1) The opinion of the Rosh (Rabbeinu Asher, 1250-1328), who writes the following regarding the mitzvah to write a Sefer Torah: ". . . but that was in earlier generations when they would write Sifrei Torah (Torah Scrolls) and learn from them. Nowadays, that Sifrei Torah are written and placed in synagogues for public Torah readings, it is a positive commandment that every Jewish male who is able to, should write [or purchase] Books of Torah, volumes of Talmud, Mishnah, and their commentaries, to toil over together with his sons. For the mitzvah of writing a Sefer Torah is in order to study from it, as it is written, ". . . write for yourselves this song] and teach it to the children of Israel, place it into their mouths." It is through [the study of] Talmud and its commentaries that one comes to know well the meaning of the mitzvos and their laws. Therefore, these are the works that one is commanded to write. . .” Consequently, according to the Rosh, one who acquires a volume of Talmud or other Jewish book which explain the mitzvos of the Torah, has fulfilled his mitzvah to write a Sefer Torah.

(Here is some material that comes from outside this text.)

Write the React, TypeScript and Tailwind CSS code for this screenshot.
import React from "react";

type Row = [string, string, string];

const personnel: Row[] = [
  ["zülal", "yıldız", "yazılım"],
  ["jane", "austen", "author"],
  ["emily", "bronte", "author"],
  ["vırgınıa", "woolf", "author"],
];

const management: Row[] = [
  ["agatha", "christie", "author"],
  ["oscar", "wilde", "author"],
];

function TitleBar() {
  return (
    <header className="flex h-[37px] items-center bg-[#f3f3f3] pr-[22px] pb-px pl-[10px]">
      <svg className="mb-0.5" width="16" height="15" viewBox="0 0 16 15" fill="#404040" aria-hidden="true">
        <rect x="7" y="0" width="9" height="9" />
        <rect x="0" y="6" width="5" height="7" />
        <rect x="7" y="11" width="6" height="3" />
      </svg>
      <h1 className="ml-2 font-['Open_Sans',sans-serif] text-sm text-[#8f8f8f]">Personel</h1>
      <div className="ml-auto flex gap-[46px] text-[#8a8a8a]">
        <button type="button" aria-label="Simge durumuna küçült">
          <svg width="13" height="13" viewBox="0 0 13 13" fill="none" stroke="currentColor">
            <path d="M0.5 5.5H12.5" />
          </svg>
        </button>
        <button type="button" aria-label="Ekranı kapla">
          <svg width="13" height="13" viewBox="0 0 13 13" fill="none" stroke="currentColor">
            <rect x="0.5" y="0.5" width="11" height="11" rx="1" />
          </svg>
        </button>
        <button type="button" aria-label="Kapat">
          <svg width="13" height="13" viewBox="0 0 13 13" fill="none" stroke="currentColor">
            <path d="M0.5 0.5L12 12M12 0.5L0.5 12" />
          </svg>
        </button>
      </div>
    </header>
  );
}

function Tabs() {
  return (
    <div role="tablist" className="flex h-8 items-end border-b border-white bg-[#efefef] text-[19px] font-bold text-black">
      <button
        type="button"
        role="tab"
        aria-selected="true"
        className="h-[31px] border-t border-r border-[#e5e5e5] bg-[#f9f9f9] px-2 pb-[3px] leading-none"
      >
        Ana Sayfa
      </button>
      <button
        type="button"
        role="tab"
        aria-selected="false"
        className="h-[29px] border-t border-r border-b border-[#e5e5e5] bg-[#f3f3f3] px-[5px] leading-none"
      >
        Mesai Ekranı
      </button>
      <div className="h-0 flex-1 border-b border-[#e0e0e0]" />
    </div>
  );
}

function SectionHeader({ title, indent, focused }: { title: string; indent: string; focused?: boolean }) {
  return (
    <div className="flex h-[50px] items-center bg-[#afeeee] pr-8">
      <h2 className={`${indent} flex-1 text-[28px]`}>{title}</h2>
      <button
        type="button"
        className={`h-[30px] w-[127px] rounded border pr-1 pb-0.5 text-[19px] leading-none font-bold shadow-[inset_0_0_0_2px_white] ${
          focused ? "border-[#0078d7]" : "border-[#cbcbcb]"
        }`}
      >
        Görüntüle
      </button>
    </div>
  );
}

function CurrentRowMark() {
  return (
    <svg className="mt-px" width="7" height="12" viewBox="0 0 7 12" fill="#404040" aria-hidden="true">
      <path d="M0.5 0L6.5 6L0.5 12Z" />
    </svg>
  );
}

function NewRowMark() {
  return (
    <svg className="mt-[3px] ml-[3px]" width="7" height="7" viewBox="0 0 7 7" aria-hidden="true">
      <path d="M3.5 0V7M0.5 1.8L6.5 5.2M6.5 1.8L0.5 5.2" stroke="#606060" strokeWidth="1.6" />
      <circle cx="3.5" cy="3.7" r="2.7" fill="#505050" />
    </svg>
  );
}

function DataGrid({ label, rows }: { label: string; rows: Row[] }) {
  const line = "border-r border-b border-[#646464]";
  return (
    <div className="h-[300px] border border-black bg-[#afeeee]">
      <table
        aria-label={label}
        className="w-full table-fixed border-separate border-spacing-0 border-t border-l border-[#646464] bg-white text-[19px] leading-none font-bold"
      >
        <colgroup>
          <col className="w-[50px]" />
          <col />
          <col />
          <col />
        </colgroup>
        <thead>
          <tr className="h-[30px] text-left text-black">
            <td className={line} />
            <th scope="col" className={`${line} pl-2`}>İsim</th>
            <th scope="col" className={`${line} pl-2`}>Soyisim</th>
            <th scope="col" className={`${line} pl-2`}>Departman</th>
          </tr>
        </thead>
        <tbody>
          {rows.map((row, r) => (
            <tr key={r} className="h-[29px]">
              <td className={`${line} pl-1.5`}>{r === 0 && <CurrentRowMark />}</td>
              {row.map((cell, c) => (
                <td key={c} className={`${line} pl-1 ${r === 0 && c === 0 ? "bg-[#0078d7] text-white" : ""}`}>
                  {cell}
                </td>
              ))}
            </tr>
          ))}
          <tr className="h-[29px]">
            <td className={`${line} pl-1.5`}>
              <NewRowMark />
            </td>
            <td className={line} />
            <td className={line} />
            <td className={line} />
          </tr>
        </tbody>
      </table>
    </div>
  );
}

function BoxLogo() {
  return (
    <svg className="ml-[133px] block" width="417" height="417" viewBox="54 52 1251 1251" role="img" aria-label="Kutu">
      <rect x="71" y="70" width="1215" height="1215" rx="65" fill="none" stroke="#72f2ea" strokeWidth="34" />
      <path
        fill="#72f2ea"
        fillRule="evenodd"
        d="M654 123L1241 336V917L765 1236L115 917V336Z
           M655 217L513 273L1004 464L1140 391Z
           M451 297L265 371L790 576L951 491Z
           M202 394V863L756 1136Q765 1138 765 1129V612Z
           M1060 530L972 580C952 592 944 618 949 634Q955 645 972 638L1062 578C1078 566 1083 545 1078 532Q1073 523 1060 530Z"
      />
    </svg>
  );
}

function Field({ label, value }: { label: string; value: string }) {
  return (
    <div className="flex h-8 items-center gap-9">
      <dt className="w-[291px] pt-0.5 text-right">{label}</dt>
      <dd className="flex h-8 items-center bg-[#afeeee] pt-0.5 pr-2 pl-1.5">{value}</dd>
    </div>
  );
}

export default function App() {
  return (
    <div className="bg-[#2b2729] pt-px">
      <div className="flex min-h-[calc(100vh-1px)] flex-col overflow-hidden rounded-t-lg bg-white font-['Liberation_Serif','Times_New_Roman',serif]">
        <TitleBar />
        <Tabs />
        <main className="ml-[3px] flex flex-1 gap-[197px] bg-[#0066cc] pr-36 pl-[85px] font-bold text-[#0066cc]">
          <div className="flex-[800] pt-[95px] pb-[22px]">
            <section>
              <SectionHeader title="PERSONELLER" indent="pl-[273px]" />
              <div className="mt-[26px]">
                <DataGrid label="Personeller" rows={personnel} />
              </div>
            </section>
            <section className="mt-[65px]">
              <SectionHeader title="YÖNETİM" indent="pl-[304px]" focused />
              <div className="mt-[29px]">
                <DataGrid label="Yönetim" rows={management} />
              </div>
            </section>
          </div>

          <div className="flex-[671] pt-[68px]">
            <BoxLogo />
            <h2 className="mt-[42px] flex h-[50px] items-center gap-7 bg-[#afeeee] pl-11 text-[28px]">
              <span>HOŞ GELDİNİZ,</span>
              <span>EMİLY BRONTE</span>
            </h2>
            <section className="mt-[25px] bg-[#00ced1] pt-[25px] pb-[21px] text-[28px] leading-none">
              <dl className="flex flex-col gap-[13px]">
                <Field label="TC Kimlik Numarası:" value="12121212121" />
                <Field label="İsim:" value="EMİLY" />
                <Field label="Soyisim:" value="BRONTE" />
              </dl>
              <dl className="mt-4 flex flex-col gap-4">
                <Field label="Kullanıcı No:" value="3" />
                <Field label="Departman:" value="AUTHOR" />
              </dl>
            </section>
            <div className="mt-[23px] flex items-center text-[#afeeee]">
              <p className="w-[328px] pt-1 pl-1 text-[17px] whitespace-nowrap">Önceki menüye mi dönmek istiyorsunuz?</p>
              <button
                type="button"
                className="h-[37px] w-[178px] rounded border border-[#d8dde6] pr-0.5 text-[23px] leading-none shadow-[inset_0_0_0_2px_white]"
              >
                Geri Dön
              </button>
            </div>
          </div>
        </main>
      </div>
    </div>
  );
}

[It should be mentioned that many Halachic authorities disagree with the Rosh and hold that even today one can only fulfill this mitzvah by writing an actual Torah Scroll.]

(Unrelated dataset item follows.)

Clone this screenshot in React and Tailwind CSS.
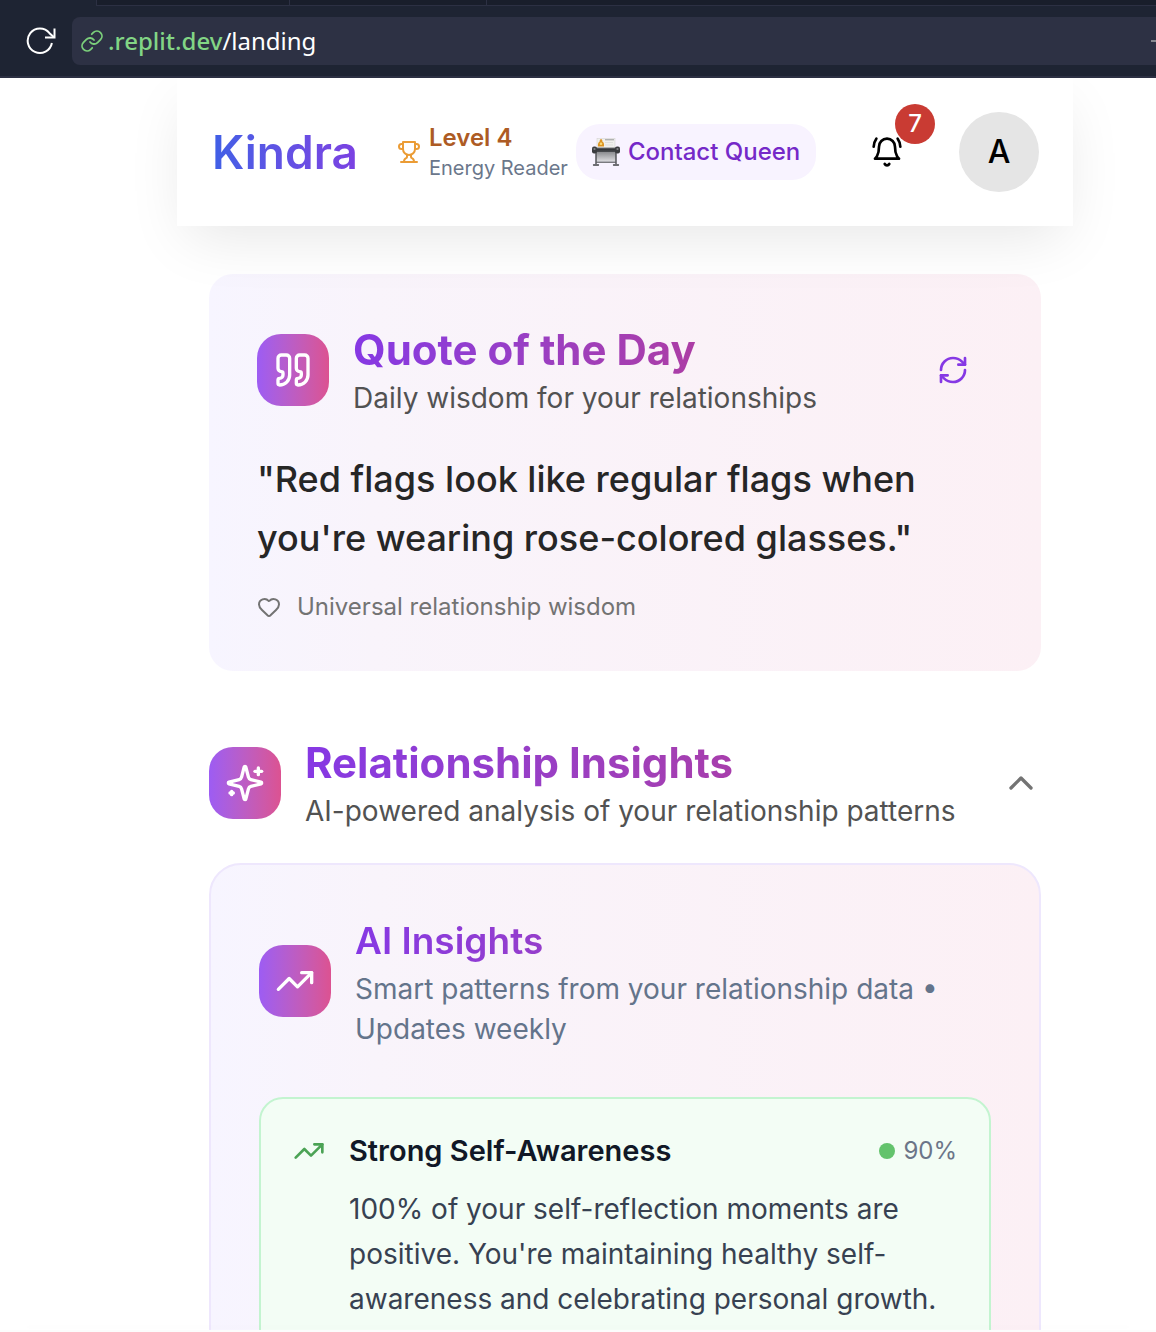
import React from "react";
import { ChevronUp, Heart, RefreshCw, TrendingUp } from "lucide-react";

const stroke = {
  viewBox: "0 0 24 24",
  fill: "none",
  stroke: "currentColor",
  strokeWidth: 2,
  strokeLinecap: "round",
  strokeLinejoin: "round",
  "aria-hidden": true,
};

function BellRingIcon() {
  return (
    <svg {...stroke} className="size-8">
      <path d="M6 8a6 6 0 0 1 12 0c0 7 3 9 3 9H3s3-2 3-9" />
      <path d="M10.3 21a1.94 1.94 0 0 0 3.4 0" />
      <path d="M4 2C2.8 3.7 2 5.7 2 8" />
      <path d="M22 8c0-2.3-.8-4.3-2-6" />
    </svg>
  );
}

function SparklesIcon() {
  return (
    <svg {...stroke} className="size-10">
      <path d="M9.937 15.5A2 2 0 0 0 8.5 14.063l-6.135-1.582a.5.5 0 0 1 0-.962L8.5 9.936A2 2 0 0 0 9.937 8.5l1.582-6.135a.5.5 0 0 1 .963 0L14.063 8.5A2 2 0 0 0 15.5 9.937l6.135 1.581a.5.5 0 0 1 0 .964L15.5 14.063a2 2 0 0 0-1.437 1.437l-1.582 6.135a.5.5 0 0 1-.963 0z" />
      <path d="M20 3v4" />
      <path d="M22 5h-4" />
      <path d="M4 17v2" />
      <path d="M5 18H3" />
    </svg>
  );
}

function QuoteIcon() {
  return (
    <svg {...stroke} className="size-10">
      <path d="M16 3a2 2 0 0 0-2 2v6a2 2 0 0 0 2 2 1 1 0 0 1 1 1v1a2 2 0 0 1-2 2 1 1 0 0 0-1 1v2a1 1 0 0 0 1 1 6 6 0 0 0 6-6V5a2 2 0 0 0-2-2z" />
      <path d="M5 3a2 2 0 0 0-2 2v6a2 2 0 0 0 2 2 1 1 0 0 1 1 1v1a2 2 0 0 1-2 2 1 1 0 0 0-1 1v2a1 1 0 0 0 1 1 6 6 0 0 0 6-6V5a2 2 0 0 0-2-2z" />
    </svg>
  );
}

function TrophyIcon() {
  return (
    <svg {...stroke} className="size-6 shrink-0 text-[#eb9c35]">
      <path d="M6 9H4.5a2.5 2.5 0 0 1 0-5H6" />
      <path d="M18 9h1.5a2.5 2.5 0 0 0 0-5H18" />
      <path d="M4 22h16" />
      <path d="M10 14.66V17c0 .55-.47.98-.97 1.21C7.85 18.75 7 20.24 7 22" />
      <path d="M14 14.66V17c0 .55.47.98.97 1.21C16.15 18.75 17 20.24 17 22" />
      <path d="M18 2H6v7a6 6 0 0 0 12 0V2Z" />
    </svg>
  );
}

function CardFileIcon() {
  return (
    <svg viewBox="0 0 28 28" className="size-7 shrink-0" aria-hidden="true">
      <defs>
        <linearGradient id="roller" x1="0" y1="0" x2="0" y2="1">
          <stop offset="0" stopColor="#77797c" />
          <stop offset="0.4" stopColor="#333539" />
          <stop offset="1" stopColor="#4a4c50" />
        </linearGradient>
        <linearGradient id="tray" x1="0" y1="0" x2="0" y2="1">
          <stop offset="0" stopColor="#8b8c90" />
          <stop offset="1" stopColor="#dcdcdf" />
        </linearGradient>
      </defs>
      <rect x="5" y="0.5" width="18" height="10" fill="#f0f0ee" stroke="#cfcfcc" strokeWidth="0.5" />
      <path d="M13 1.8h9" stroke="#8c8d8e" strokeWidth="0.9" />
      <path d="M13 4.500h8M13 7h8" stroke="#dfdfdd" strokeWidth="1" />
      <path d="M9 1c1.6.6 1.400 2 1.300 2.600C12 4.400 12.300 6.500 12 8.600H6C5.700 6.500 6.200 4.400 7.700 3.600 7.500 2.800 7.800 1.500 9 1z" fill="#dc9422" />
      <circle cx="9" cy="5.800" r="1.300" fill="#f8d979" />
      <path d="M4 14h20v9.500H4z" fill="url(#tray)" />
      <path d="M4 14v12M24 14v12" stroke="#4a4c50" strokeWidth="1.400" />
      <path d="M1.500 27h5M21.500 27h5" stroke="#3f4144" strokeWidth="1.300" strokeLinecap="round" />
      <path d="M4 24.200h20" stroke="#5a5c60" strokeWidth="1.200" />
      <rect x="3" y="9.500" width="22" height="4.500" fill="url(#roller)" />
      <rect x="0" y="8.500" width="5" height="7" rx="2" fill="#3a3c3f" />
      <rect x="23" y="8.500" width="5" height="7" rx="2" fill="#3a3c3f" />
      <circle cx="2.500" cy="11" r="1.100" fill="#85878a" />
      <circle cx="25.500" cy="11" r="1.100" fill="#85878a" />
    </svg>
  );
}

function IconTile({ children }) {
  return (
    <div className="flex size-[72px] shrink-0 items-center justify-center rounded-3xl bg-linear-to-r from-[#9d5cf3] to-[#dc5291] text-white">
      {children}
    </div>
  );
}

function SectionTitle({ children }) {
  return (
    <h2 className="bg-linear-to-r from-[#8638e4] to-[#ba378e] bg-clip-text text-[42px] leading-14 font-bold text-transparent">
      {children}
    </h2>
  );
}

function BrowserBar() {
  return (
    <div className="shrink-0 border-b-2 border-[#2c3043] bg-[#1e2433]">
      <div className="ml-24 flex h-[6px] border-b border-l border-[#2c3043] bg-[#191e2b]">
        <div className="w-[193px] border-r border-[#2c3043]" />
        <div className="w-[197px] border-r border-[#2c3043]" />
      </div>
      <div className="flex items-center pt-[11px] pb-[11px]">
        <button type="button" aria-label="Reload" className="flex w-[72px] items-center justify-end pr-4 text-white">
          <svg viewBox="0 0 30 28" fill="none" stroke="currentColor" strokeWidth="2" className="h-7 w-[30px]" aria-hidden="true">
            <path d="M25.900 16A12.200 12.200 0 1 1 23.500 6.200L28 10.300" />
            <path d="M28.500 1.500v9H19" />
          </svg>
        </button>
        <div className="flex h-12 min-w-0 flex-1 items-center rounded-l-lg bg-[#2d3144] pl-2 font-['Noto_Sans',sans-serif] text-2xl text-white">
          <svg viewBox="0 0 24 24" fill="none" stroke="#7bcf7b" strokeWidth="1.800" strokeLinecap="round" className="mr-1 size-6 shrink-0" aria-hidden="true">
            <path d="M10 13a5 5 0 0 0 7.540.540l3-3a5 5 0 0 0-7.070-7.070l-1.720 1.710" />
            <path d="M14 11a5 5 0 0 0-7.540-.540l-3 3a5 5 0 0 0 7.070 7.070l1.710-1.710" />
          </svg>
          <a href="/landing" className="whitespace-nowrap">
            <span className="font-medium text-[#82d585]">.replit.dev</span>/landing
          </a>
          <span className="ml-auto h-[2px] w-[5px] bg-[#85888f]" />
        </div>
      </div>
    </div>
  );
}

function AppHeader() {
  return (
    <header className="relative z-10 flex h-[148px] items-center bg-white pr-[34px] pl-8 shadow-[0_20px_60px_-10px_rgba(0,0,0,0.1)]">
      <h1 className="bg-linear-to-r from-[#3d60e6] to-[#7c40e2] bg-clip-text px-[3px] text-[46px] font-semibold text-transparent">
        Kindra
      </h1>
      <div className="ml-9 flex items-center gap-2">
        <TrophyIcon />
        <div className="whitespace-nowrap">
          <p className="text-2xl leading-8 font-semibold text-[#ad5b24]">Level 4</p>
          <p className="text-xl leading-7 text-[#6b778b]">Energy Reader</p>
        </div>
      </div>
      <div className="ml-2 flex h-14 items-center gap-2 rounded-3xl bg-[#f8f3ff] px-4 text-2xl font-medium whitespace-nowrap text-[#7529c8]">
        <CardFileIcon />
        Contact Queen
      </div>
      <div className="ml-auto flex items-center gap-8">
        <button type="button" aria-label="Notifications, 7 unread" className="relative flex size-20 items-center justify-center text-black">
          <BellRingIcon />
          <span className="absolute -top-2 -right-2 flex size-10 items-center justify-center rounded-full bg-[#c93b33] text-2xl font-medium text-white">
            7
          </span>
        </button>
        <button type="button" aria-label="Account" className="flex size-20 items-center justify-center rounded-full bg-[#e5e5e5] text-[32px] font-medium text-black">
          A
        </button>
      </div>
    </header>
  );
}

function QuoteCard() {
  return (
    <section className="mt-12 rounded-3xl bg-linear-to-r from-[#f7f5ff] via-[#f9f4fb] via-20% to-[#fcf0f5] p-12">
      <div className="flex items-center gap-6">
        <IconTile>
          <QuoteIcon />
        </IconTile>
        <div>
          <SectionTitle>Quote of the Day</SectionTitle>
          <p className="text-[28px] leading-10 text-[#525252]">Daily wisdom for your relationships</p>
        </div>
        <button type="button" aria-label="New quote" className="ml-auto flex size-20 items-center justify-center text-[#8638e4]">
          <RefreshCw className="size-8" />
        </button>
      </div>
      <blockquote className="mt-8 text-4xl leading-[59px] font-medium text-[#262626]">
        "Red flags look like regular flags when you're wearing rose-colored glasses."
      </blockquote>
      <p className="mt-[23px] flex items-center gap-4 text-2xl leading-8 text-[#737373]">
        <Heart className="size-6" />
        Universal relationship wisdom
      </p>
    </section>
  );
}

function InsightsCard() {
  return (
    <div className="mt-8 rounded-[32px] border-2 border-[#eee7fd] bg-linear-to-r from-[#f7f5ff] via-[#f9f4fb] via-20% to-[#fcf0f5] p-12">
      <div className="flex items-center gap-6">
        <IconTile>
          <TrendingUp className="size-10" />
        </IconTile>
        <div className="flex-1">
          <h3 className="bg-linear-to-r from-[#8638e4] to-[#ba378e] bg-clip-text text-[37px] leading-14 font-semibold text-transparent">
            AI Insights
          </h3>
          <p className="text-[28px] leading-10 text-[#64748b]">
            Smart patterns from your relationship data • Updates weekly
          </p>
        </div>
      </div>
      <article className="mt-12 flex gap-6 rounded-3xl border-2 border-[#c3f4d0] bg-[#f3fdf5] p-8">
        <TrendingUp className="mt-1 size-8 shrink-0 text-[#4ba355]" />
        <div className="flex-1">
          <div className="flex items-center justify-between">
            <h4 className="text-[29px] leading-10 font-semibold text-[#111827]">Strong Self-Awareness</h4>
            <span className="flex items-center gap-2 text-2xl text-[#6b7588]">
              <span className="size-4 rounded-full bg-[#63c36c]" />
              90%
            </span>
          </div>
          <p className="mt-4 text-[28px] leading-[45px] text-[#374151]">
            100% of your self-reflection moments are positive. You're maintaining healthy self-awareness and
            celebrating personal growth.
          </p>
        </div>
      </article>
    </div>
  );
}

export default function App() {
  return (
    <div className="flex h-screen flex-col overflow-hidden bg-white font-[Inter,sans-serif]">
      <BrowserBar />
      <main className="min-h-0 flex-1 overflow-hidden pl-[94px]">
        <div className="mx-auto max-w-4xl">
          <AppHeader />
          <div className="px-8">
            <QuoteCard />
            <section className="mt-16">
              <div className="flex items-center gap-6">
                <IconTile>
                  <SparklesIcon />
                </IconTile>
                <div>
                  <SectionTitle>Relationship Insights</SectionTitle>
                  <p className="text-[28px] leading-10 text-[#525252]">
                    AI-powered analysis of your relationship patterns
                  </p>
                </div>
                <button type="button" aria-label="Collapse insights" className="ml-auto text-[#737373]">
                  <ChevronUp className="size-10" />
                </button>
              </div>
              <InsightsCard />
            </section>
          </div>
        </div>
      </main>
      <footer className="relative z-10 h-[2px] shrink-0 bg-[#fcfcfc] shadow-[0_-4px_24px_rgba(0,0,0,0.06)]" />
    </div>
  );
}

2) The Sha’agas Aryeh (Rabbi Aryeh Leib Ginzburg, 1695-1785) is of the opinion that we can’t fulfill this mitzvah today because of the uncertainty regarding the spelling of certain letters in the Torah. If even one word in the Torah Scroll is misspelled, the mitzvah of writing a Sefer Torah has not been fulfilled. Since we don’t know for sure the proper spelling of every single word in the Torah, we are presently unable to fulfill the mitzvah and the mitzvah is not in force.

3) The Halachah (Jewish Law) is that one is obligated to give away all his money in order not to transgress one of the 365 Negative Commandments of the Torah. For example, the Chafetz Chaim writes that if one’s boss wants to obtain some information from him which is lashon hara (slander) – and there is no Halachically recognized objective benefit in the boss knowing this information - and will fire him if he won’t tell, he is obligated to risk losing his job rather than transgress the Torah prohibition against speaking lashon hara. This is the law regarding Negative Commandments. However, to fulfill one of the 248 Positive Commandments of the Torah, one need not spend more than twenty percent of one’s available resources. For instance, if one has $50,000 to spend, and a Sefer Torah costs $30,000 to write (that’s on the low end - the better ones actually cost $50,000 or more), he is released from the obligation to write a Sefer Torah because he is not obligated to spend more than $10,000 (twenty percent of 50K) on any mitzvah. For this reason, most of us have no obligation to write a Sefer Torah.